There are several relevant factors that influence achievement patterns among Black students that are beyond the scope of this report, such as: under-resourced schools, underprepared teachers, the strength and relevance of the school curriculum, parent involvement, etc. While we acknowledge the importance of these and other issues, we have concentrated our recommendations on areas where new social policies can be adopted and local strategies that can be developed to reduce the educational, social and health disparities for Black students and families. We offer the following recommendations for the purpose of mitigating the effects of adverse childhood experiences (ACEs) and to provide guidance to schools on how to intervene effectively to support Black youth.
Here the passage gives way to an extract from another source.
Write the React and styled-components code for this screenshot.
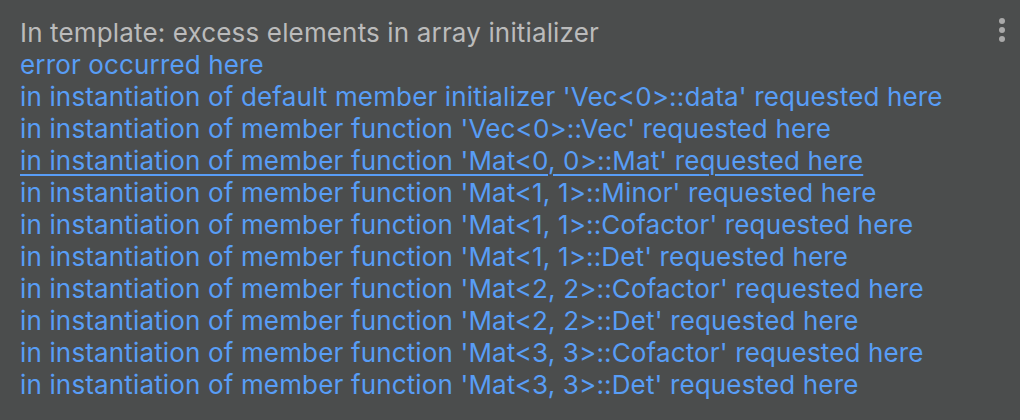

Lawmakers at each level of government have a distinct responsibility to address historic patterns of inequality, requiring greater coordination and stronger political leadership.

1. School Districts

  • Adopt a Multi-Tiered System of Support (MTSS) framework to reduce suspensions and embrace alternative strategies to punitive discipline.
  • Improve student outcomes in A-G courses through guidance and support to teachers and targeted academic support to students in need.
  • Coordinate with Los Angeles County Office of Education (LACOE) and local non-profits to ensure that schools serving “high need” populations have access to case managers, social workers, counselors, afterschool programs, mentors and other social supports.
  • Develop partnerships with parents and community groups to improve access to adult mentors in districts with shortages of Black staff.
  • Hire more Black teachers and administrators where they are underrepresented in schools or district. Develop “grow-your-own” models in partnership with local institutions of higher education.
  • Expand access to supplemental educational opportunities including afterschool and summer academic enrichment programs.
  • Prioritize system alignment Pre-K-college to improve outcomes for Black youth. There is a need for ongoing collaboration between educational practitioners, leaders, researchers, and policymakers at various levels of the educational pipeline.
  • Ensure that financial resources are aligned with district equity and Local Control Funding Formula (LCFF) goals. Any additional funds should be invested in areas of greatest need and in strategies that are likely to have the greatest impact on student achievement and development.

2. Cities

  • Work with school districts to provide and coordinate access to resources to support Black families and children (e.g. affordable housing, ensure the safety of neighborhoods, reliability of public transportation, access to job training, and an ongoing effort to address environmental hazards).
  • Adopt policies and promote strategies with the County and district officials to identify and remove unsafe community conditions that contribute to asthma, lead exposure, and other health risks.
  • Encourage businesses, faith based organizations, and nonprofits to support the development of afterschool programming and community services. Offer more joint programming through recreation and park districts and explore opportunities to share staffing and resources.
  • Encourage employers to work closely with schools to develop career and technical education programs in areas where job growth is likely.

3. County of Los Angeles

  • Create a County-wide strategic plan to address the needs of Black children
  • Work with districts to develop a strategic approach to racial and socioeconomic integration in schools.
  • Solicit the expertise and perspectives of Black youth, families, community and faith-based organizations regarding their needs.
  • Ensure better coordination across departments to ensure more efficient service delivery in high impact communities.
  • Engage LACOE in the implementation of the Healthy Neighborhoods Plan in targeted communities and expand upon school-based health centers.

4. State Policy

  • Invest in an integrated longitudinal data systems to make it possible for the state and County to track the educational progress and health of children, from birth to employment.
  • Increase access to high-quality early education programs for Black students and families.
  • Provide more targeted funding to augment Local Control Funding Formula (LCFF) in areas where Adverse Childhood Experiences (ACEs), health disparities and environmental are greatest.
  • Consistent with the Agenda for California, An African American Perspective:
    a) Guarantee access to childcare for low-income families by adding 30,000 slots in 2019-20 and an additional 15,000 slots per year thereafter.
    b) Expand the Childcare Bridge Program to meet the needs of young people in foster care and to support them in their transition to independence.
    c) Ensure that schools serving the greatest number of students experiencing homelessness receive adequate support.
  • Support more grow-your-own education preparation programs and state loan forgiveness programs to prepare a diverse, talented and sustainable teaching and leadership force across LA county.

5. Federal Policy

  • Expand funding for full-service community schools to support primary health, mental health, and dental care in schools.
  • Prioritize funding for Head Start to improve access for Black children and families.
  • Increase federal funding to support growing special education costs and to fulfill federal obligations related to IDEA.